# Halloween Scavenger Witch Hunt



## "i got a rock!" (Apr 20, 2013)

Every year we plan a Halloween party & game, this year it is a Halloween Scavenger Witch Hunt, my problem is I have a few guest (my brothers, not little brothers 30&40 yr olds) that like to cheat and destroy clues for others. We can’t keep an eye on everyone so any ideas to stop this (other than not inviting them! lol) would be great.

When guests arrive they will each be given a rule sheet and will be shown the first scavenger hunt clue. This clue is a letter (see below) that explains the story line. The story goes that there was once a witch on this land (our home, we have 5 acres to work with) and that her spirit is trapped here. She was once known to leave terror in her wake by casting humorous curses on others just for her own entertainment. Now she’s up to her old tricks, this time as a ghost! Someone must put a stop to this madness, but trying may lead to guests getting cursed themselves.
After the introductions guests divide into teams, are given an allotment of money for the game, and go off to search for the rest of the scavenger hunt clues that will help them figure out how to banish the witch from the world forever.
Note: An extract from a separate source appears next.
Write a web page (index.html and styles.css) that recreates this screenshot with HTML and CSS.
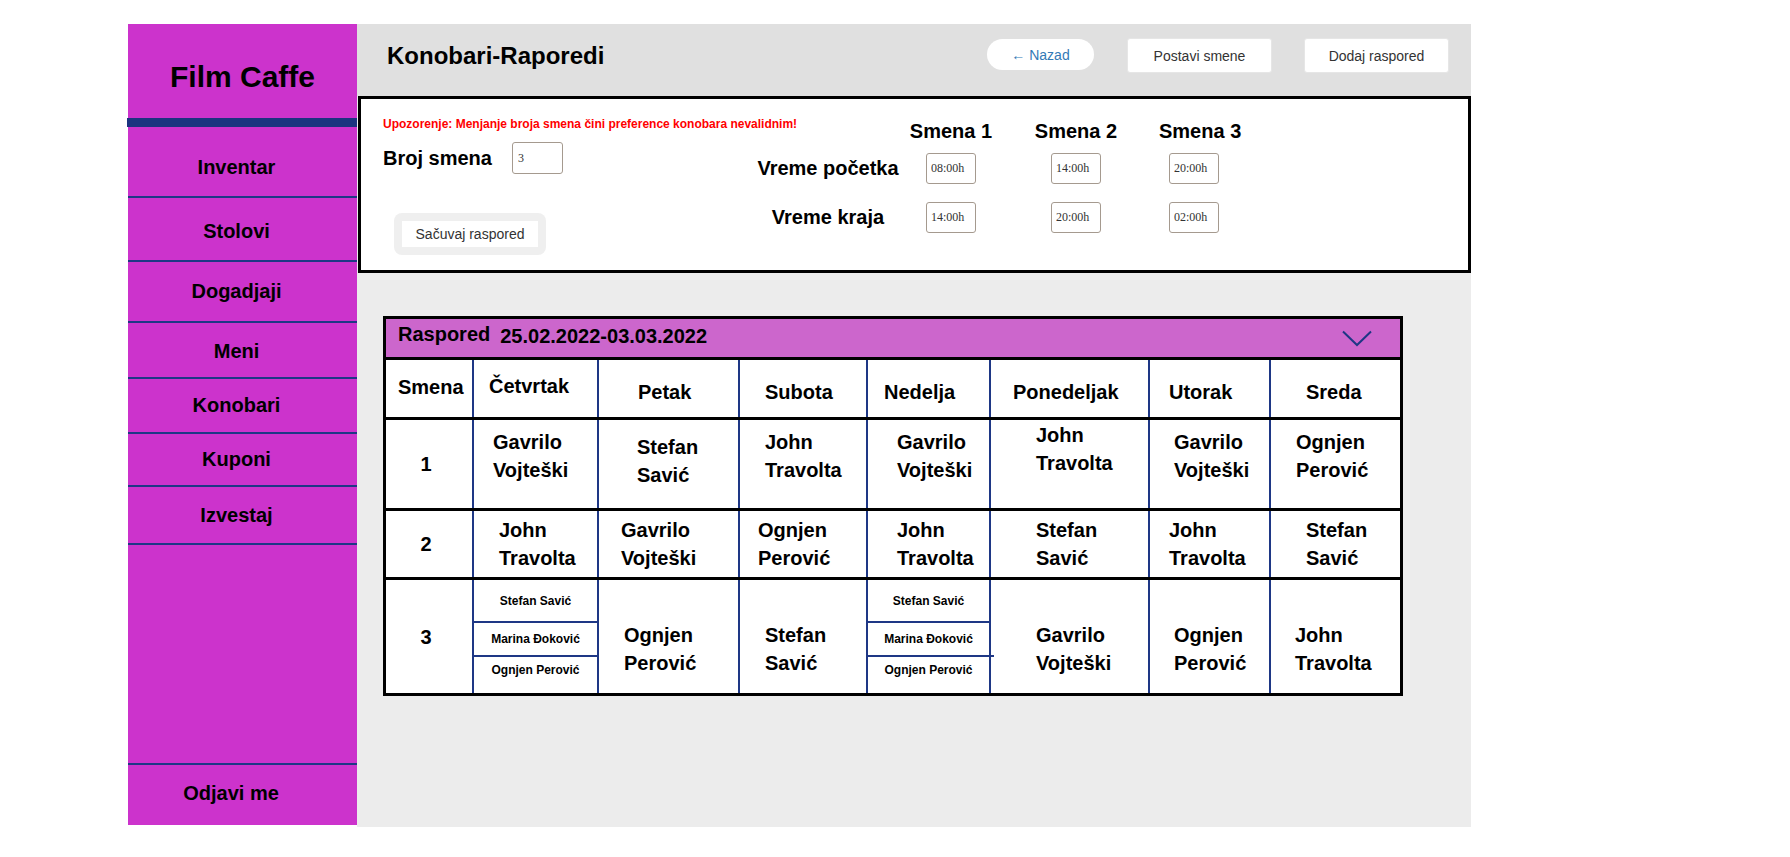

• Search for scavenger hunt clues to solve the mystery 
• Get to do some fun and funny acting as they fall victim to hilarious “curses” 
• Search for spells and the magic ingredients to break curses that their teammates are under. 
• Use game money to buy, bribe, and borrow clues, spells, and potions from the other team.

Clue 1

Welcome~
The stakes are high if you dare play my little game. I love games. Back when I was alive I would horrify the countryside with my wicked brand of fun and games. Then I was defeated by that fuddy-duddy wizard Professor Oxmose. I hate that guy. He put an end to my reign of terror and now I have been cursed to live as a ghost spirit here for eternity. Occasionally, I still get to have my fun when some curious passerby’s stumble onto my haunting ground. Once you have stepped upon this ground you are forever trapped here for my entertainment, unless you can beat my game,, but that never happens. How do you beat my game you ask? It is simple all you have to do is call out my name three times. It would be Impossible, but that party pooper Oxmose hid clues to my name all over the grounds. You would think that makes it easy… you would be foolish to think so. I was not able to destroy his clues, but I was able to make searching for them a bit more fun….fun for me that is. So I will warn you that I have hidden a few of my favorite curses amongst the clues. You may come across one or two and my fun will begin. Oxmose did manage to hide spells to reverse these curses and the magical ingredients you will need to complete the spells. So I suppose you have a chance to beat me, but to do so will take brains and courage. Do you think you dare? Just in case this all sounds too simple to you, there is one more thing… I love discourse so seeing too much teamwork turns my stomach. I refuse to play by such civil rules. You will be divided teams to make this a real competition. The first team to figure out what all the clues mean and call out my true witch name three times wins the game. be warned; if you from some miracle do solve the clues you must first break all the curses on your team before calling out my name or they will have to live with the curse FOREVER! Have fun my little pawns.
Your Wickedly,
Wouldn’t You Like to Know


----------



## dixiemama (Sep 28, 2010)

This is great! Gave me lots of ideas that will work well with my Fairtales, Fables and Folklore theme this year! Hope you don't mind me stealing the concept!

Thanks!
Happy Planning, 

Dixiemama


----------



## "i got a rock!" (Apr 20, 2013)

Not at all, if you think of any other ideas that would work with mine, please feel free to share


----------



## matrixmom (Oct 29, 2010)

Its simple - invite your bros (or tell them the time) after scavenger party is over! If it starts at 6, tell them 7pm. LOL Or, you have to post a "guard" with each of them to go where they go so they dont cheat!
Not sure if you need clues for your hunt here are some of mine: (some borrowed,some made up):http://www.halloweenforum.com/party-ideas-experiences-recipes/113482-scary-tales-scavenger-hunt.html


----------



## "i got a rock!" (Apr 20, 2013)

Thanks matrix I maybe able to use some of those clues. I love your pinterest page, I will be repining some of your ideas.


----------



## pumpkinpie (Jul 9, 2011)

If they're such pranksters maybe u can use that to your benefit. Instead of having them participate in the hunt, have them b a scare or distraction along the way. This way they're having a great time and your guests still have a blast in spite of them.

I also do an emergency clue/answer text with my hunts. Each team knows if they can't find a clue/answer they can text me but the penelty is 5-10 minutes (depending on how hard the hunt is)...They text me their last location or their clue, I set a timer on my phone and when the timer goes off I text them back. (we do ours in groups so we don't have but 5-6 groups running around at one time, this helps when the texts start coming in).


----------



## matrixmom (Oct 29, 2010)

Pumpkinpie - you gave me a idea ! I got a rock- just give your bros a different set of clues but dont hide anything...they will be looking for hours as others are finding everything. That'l teach em!


----------



## pumpkinpie (Jul 9, 2011)

Lmao!!!! That's awesome!!!!


----------



## "i got a rock!" (Apr 20, 2013)

HaHaHa -love it Pumpkinpie & Matrix, I'm soooo doing it


----------